Post by: Kim Stephens


Image by P Shanks via Flickr

How do you create resilient communities?  It’s a tough question. Just yesterday I sent out a tweet about preparedness and the ubiquitous fact sheets that government agencies produce. Does anyone read them? If someone does read them, do they take action, e.g. prepare a  “go-kit,” or purchase insurance, etc.? Maybe, I mused, images of disasters would help encourage people to prepare. One of my colleagues @Cherylble (Cheryl Bledsoe)  answered “@Kim26stephens, you presume a natural interest in emergency management and I would tender ppl only interested if hazard is imminent #smem”.

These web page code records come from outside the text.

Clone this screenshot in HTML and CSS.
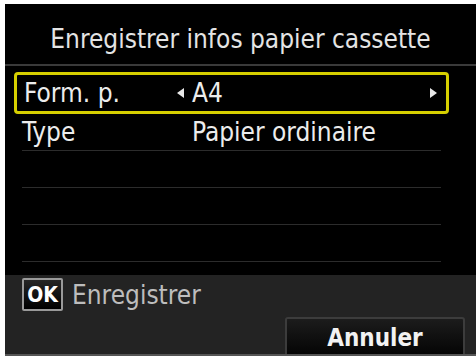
FILE: index.html
```html
<!DOCTYPE html>
<html lang="fr">
<head>
    <meta charset="UTF-8">
    <meta name="viewport" content="width=device-width, initial-scale=1.0">
    <title>Enregistrer infos papier cassette</title>
    <link rel="stylesheet" href="styles.css">
</head>
<body>
    <div class="screen">
        <div class="title">Enregistrer infos papier cassette</div>
        <div class="list">
            <div class="row selected">
                <span class="label">Form. p.</span>
                <span class="value">
                    <svg class="arrow left" width="7" height="10" viewBox="0 0 7 10"><path d="M7 0 L0 5 L7 10 Z"/></svg>A4
                </span>
                <svg class="arrow" width="7" height="10" viewBox="0 0 7 10"><path d="M0 0 L7 5 L0 10 Z"/></svg>
            </div>
            <div class="row">
                <span class="label">Type</span>
                <span class="value">Papier ordinaire</span>
            </div>
            <div class="row"></div>
            <div class="row"></div>
            <div class="row"></div>
        </div>
        <div class="footer">
            <div class="ok-line">
                <span class="ok-key">OK</span>
                <span class="ok-text">Enregistrer</span>
            </div>
            <div class="actions">
                <button class="cancel">Annuler</button>
            </div>
        </div>
    </div>
</body>
</html>
```

FILE: styles.css
```css
body {
    margin: 0;
    background-color: #fff;
    font-family: "DejaVu Sans Condensed", Roboto, "Liberation Sans", sans-serif;
}
.screen {
    margin: 4px 0 0 5px;
    width: 471px;
    height: 352px;
    background-color: #000;
    display: flex;
    flex-direction: column;
}
.title {
    box-sizing: border-box;
    height: 62px;
    padding-top: 10px;
    display: flex;
    align-items: center;
    justify-content: center;
    color: #e4e4e4;
    font-size: 26px;
    border-bottom: 2px solid #3a3a3a;
}
.list {
    margin: 6px 0 0 9px;
    width: 435px;
}
.row {
    height: 36px;
    margin: 0 8px;
    border-bottom: 1px solid #2c2c2c;
    display: flex;
    align-items: center;
    color: #ececec;
    font-size: 26px;
}
.row.selected {
    height: 36px;
    margin: 0;
    padding: 0 9px 0 7px;
    border: 3px solid #d6cf00;
    border-radius: 4px;
}
.label {
    width: 170px;
}
.row.selected .label {
    width: 168px;
}
.value {
    flex: 1;
    display: flex;
    align-items: center;
}
.arrow {
    fill: #e8e8e8;
}
.arrow.left {
    margin-left: -15px;
    margin-right: 8px;
}
.footer {
    margin-top: 13px;
    flex: 1;
    background-color: #232323;
    border-bottom: 2px solid #555;
    display: flex;
    flex-direction: column;
}
.ok-line {
    display: flex;
    align-items: center;
    padding: 2px 0 0 17px;
    height: 35px;
}
.ok-key {
    box-sizing: border-box;
    width: 41px;
    height: 33px;
    border: 2px solid #9a9a9a;
    border-radius: 2px;
    background: linear-gradient(#262626, #000);
    color: #fff;
    font-weight: bold;
    font-size: 21px;
    display: flex;
    align-items: center;
    justify-content: center;
}
.ok-text {
    margin-left: 9px;
    color: #bdbdbd;
    font-size: 26px;
}
.actions {
    display: flex;
    justify-content: flex-end;
    margin-top: auto;
    padding-right: 11px;
}
.cancel {
    width: 180px;
    height: 37px;
    border: 2px solid #3c3c3c;
    border-bottom: none;
    border-radius: 3px 3px 0 0;
    background: linear-gradient(#1c1c1c, #050505);
    color: #f2f2f2;
    font-family: inherit;
    font-size: 24px;
    font-weight: bold;
    padding: 2px 0 0;
}
```
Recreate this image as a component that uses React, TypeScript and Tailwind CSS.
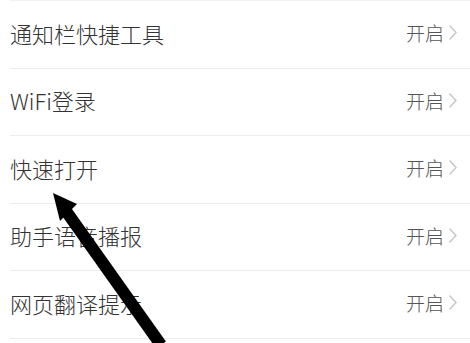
import React from "react";

const items = ["通知栏快捷工具", "WiFi登录", "快速打开", "助手语音播报", "网页翻译提示"];

export default function App() {
  return (
    <div
      className="relative h-[343px] w-[470px] overflow-hidden bg-white"
      style={{ fontFamily: '"Noto Sans CJK SC", "Noto Sans", sans-serif' }}
    >
      <div className="ml-[10px] border-t border-[#f0f0f0]">
        {items.map((label) => (
          <div
            key={label}
            className="flex h-[67.5px] items-center justify-between border-b border-[#ececec] pr-[12px]"
          >
            <span className="-mt-[3px] text-[22px] font-light leading-none text-[#333333]">{label}</span>
            <span className="-mt-[3px] flex items-center gap-[4px]">
              <span className="text-[19px] font-light leading-none text-[#555555]">开启</span>
              <svg width="10" height="17" viewBox="0 0 10 17" fill="none">
                <path d="M1.5 1.5 L8 8.5 L1.5 15.5" stroke="#c4c4c4" strokeWidth="1.3" />
              </svg>
            </span>
          </div>
        ))}
      </div>
      <svg
        className="pointer-events-none absolute left-0 top-0"
        width="470"
        height="343"
        viewBox="0 0 470 343"
      >
        <line x1="66" y1="211" x2="161" y2="345" stroke="#000" strokeWidth="12" />
        <polygon points="53,193 77,204 60,221" fill="#000" />
      </svg>
    </div>
  );
}
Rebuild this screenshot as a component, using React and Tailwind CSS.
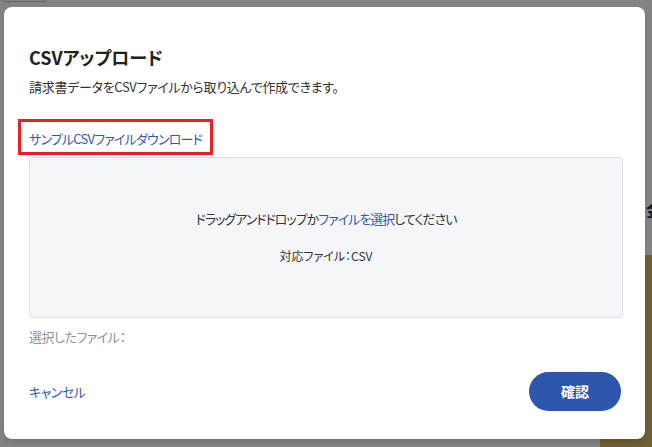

An imminent hazard is certainly something that spurs action. Therefore, it would seem that if the public only knew and understood their risks (e.g. the frequency of hurricanes)  then they would take the necessary steps to mitigate those risks. But the research study “Communicating Actionable Risk for Terrorism and Other Hazards” – Michele M.Wood,1,∗ ,† Dennis S. Mileti et. al., published 10 June 2011,  found that it is much more important “… to emphasize the communication of preparedness actions (what to do about risk) rather than the risk itself.” They call this type of activity “communicating actionable risk“.  Another key finding, which is highly relevant in today’s connected world, was that “households in American are most likely to take steps to prepare themselves if they observe the preparations taken by others…”. I’m effectively boiling down an entire article to one paragraph so I suggest you read it,  however, it is interesting to note their conclusion:

“Communicating preparedness actions to motivate people to act is more direct than communicating risk and hoping that people will infer that they should take actions, and then, based on their inferences, act. This is a substantial departure from theoretical perspectivies and program practices that seek primarily to communicate risks so that people might, then, infer that action-taking is warranted.”

This research has been put into direct practice in Queensland Australia, an area of the world I seem to write about weekly. I am seriously in awe of the new website put together by Green Cross Australia in partnership with a veritable alphabet soup of government agencies, volunteer organizations, research institutions and even private industry called: “HardenUp: Protecting Queensland“. They do about a million things right here, but most importantly they do communicate actionable risk and then, from within the framework of the site, encourage people to share and promote their preparedness activities in a seamless manner.  As an aside, Green Cross Australia has a focus on climate change and helping people adapt to the potential changes that could occur, such as increased natural disasters and changing sea-level.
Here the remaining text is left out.